Werewolves and other shape-shifting creatures have long been fodder for horror writers. The image of the wolf exists to terrify our primitive brains, to keep us inside our huts at night and avoid wandering too far from civilization. The man-to-beast trope has been used as a metaphor for giving in to our darker, animistic natures, of falling to savagery.
But when romance writers dipped their pens into the werewolf world, we got gorgeous alpha males who search for their loyal, life-long mates. As much as there is horror in our animal sides to explore, there is also the basic urge to fuck. Werewolf heroes, well, they fuck like crazy.

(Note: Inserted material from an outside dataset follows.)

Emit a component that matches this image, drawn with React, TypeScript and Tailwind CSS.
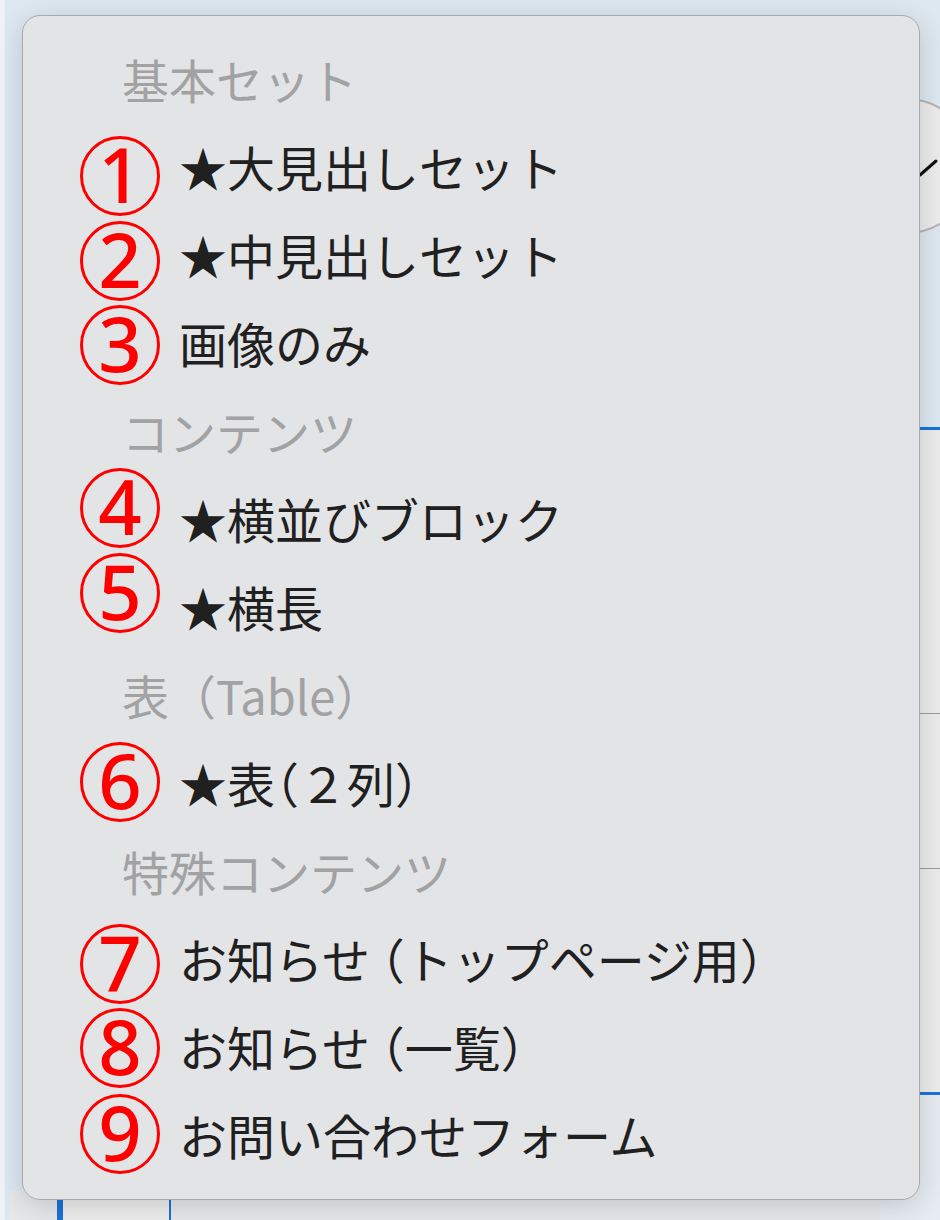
import React from "react";

type Row =
  | { kind: "h"; text: string }
  | { kind: "i"; n: number; text: string; dy: number };

const rows: Row[] = [
  { kind: "h", text: "基本セット" },
  { kind: "i", n: 1, text: "★大見出しセット", dy: 10 },
  { kind: "i", n: 2, text: "★中見出しセット", dy: 7 },
  { kind: "i", n: 3, text: "画像のみ", dy: 3 },
  { kind: "h", text: "コンテンツ" },
  { kind: "i", n: 4, text: "★横並びブロック", dy: -10 },
  { kind: "i", n: 5, text: "★横長", dy: -13 },
  { kind: "h", text: "表（Table）" },
  { kind: "i", n: 6, text: "★表（２列）", dy: 0 },
  { kind: "h", text: "特殊コンテンツ" },
  { kind: "i", n: 7, text: "お知らせ （トップページ用）", dy: 6 },
  { kind: "i", n: 8, text: "お知らせ （一覧）", dy: 2 },
  { kind: "i", n: 9, text: "お問い合わせフォーム", dy: 0 },
];

const font = { fontFamily: '"Noto Sans CJK JP", "Noto Sans", sans-serif' };

function Circled({ n, dy }: { n: number; dy: number }) {
  return (
    <div className="relative w-[80px] h-[80px] shrink-0" style={{ top: dy }}>
      <svg width="80" height="80" viewBox="0 0 80 80">
        <circle cx="40" cy="40" r="38.5" fill="none" stroke="#ff0000" strokeWidth="3" />
        <text
          x="40"
          y="67"
          textAnchor="middle"
          fill="#ff0000"
          fontSize="76"
          fontWeight="500"
          fontFamily='"Noto Sans", "Liberation Sans", sans-serif'
        >
          {n}
        </text>
      </svg>
    </div>
  );
}

export default function App() {
  return (
    <div className="relative w-[940px] h-[1220px] overflow-hidden bg-[#dde8f1] flex" style={font}>
      {/* backdrop: left bright edge */}
      <div className="w-[5px] shrink-0 bg-[#eef3f7]" />

      {/* backdrop: main column */}
      <div className="flex-1 flex flex-col">
        <div className="flex-1" />
        <div className="h-[30px] flex">
          <div className="w-[5px] bg-[#dde8f1]" />
          <div className="w-[47px] bg-[#e6e9ec]" />
          <div className="w-[6px] bg-[#1a73d9]" />
          <div className="w-[106px] bg-[#eeeeee]" />
          <div className="w-[2px] bg-[#1a73d9]" />
          <div className="flex-1 bg-[#e8e9eb]" />
        </div>
      </div>

      {/* backdrop: right strip */}
      <div className="w-[60px] shrink-0 flex flex-col">
        <div className="h-[98px]" />
        <div className="w-[136px] h-[136px] -ml-[42px] rounded-full border-2 border-[#b4b4b4] bg-[#ececec] flex items-start pt-[56px] pl-[76px]">
          <svg width="24" height="24" viewBox="0 0 24 24">
            <line x1="4" y1="19" x2="20" y2="5" stroke="#111" strokeWidth="3" strokeLinecap="round" />
          </svg>
        </div>
        <div className="h-[193px]" />
        <div className="h-[3px] bg-[#1a73d9]" />
        <div className="h-[662px] bg-[#ececec] flex flex-col">
          <div className="h-[284px] border-b border-[#9c9c9c]" />
          <div className="h-[155px] border-b border-[#9c9c9c]" />
        </div>
        <div className="h-[3px] bg-[#1a73d9]" />
        <div className="flex-1 bg-[#e6ecf1]" />
      </div>

      {/* menu panel (overlay) */}
      <div className="absolute left-[22px] top-[15px] w-[898px] h-[1185px] rounded-[18px] border border-[#a7abb0] bg-[#e3e4e6] shadow-[0_6px_28px_rgba(0,0,0,0.16)] pt-[18px] flex flex-col">
        {rows.map((r, i) =>
          r.kind === "h" ? (
            <div key={i} className="h-[88px] flex items-center pl-[99px] text-[47px] leading-none text-[#a2a2a3] whitespace-nowrap">
              {r.text}
            </div>
          ) : (
            <div key={i} className="h-[88px] flex items-center pl-[57px] whitespace-nowrap">
              <Circled n={r.n} dy={r.dy} />
              <span className="ml-[19px] text-[48px] leading-none text-[#202020] [font-feature-settings:'halt']">
                {r.text}
              </span>
            </div>
          )
        )}
      </div>
    </div>
  );
}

But is it really any good? Sex with a werewolf: hot or not? You be the judge...
HOT: Growling in my ear
NOT: Barking at my neighbors
HOT: Thick hair, enough to grab onto
NOT: ...on his back
HOT: Biting
NOT: Rabies
HOT: Sympathetic during my time of the month
NOT: Has one, too
HOT: Rips his shirt with bare hands
NOT: Needs bigger clothing budget than me
HOT: Territorial about our home
NOT: Pees on bushes
HOT: Strength, stamina, virility
NOT: Drools, sheds, likes peanut butter way too much
HOT: Good with animals
NOT: Chases cat around the living room
HOT: Doing it doggy-style
NOT: Actual... doggy... style...
Anything else makes a werewolf lover hot or not? This series isn't over. I'll continue in future weeks with features on other supernatural studs, so stay tuned.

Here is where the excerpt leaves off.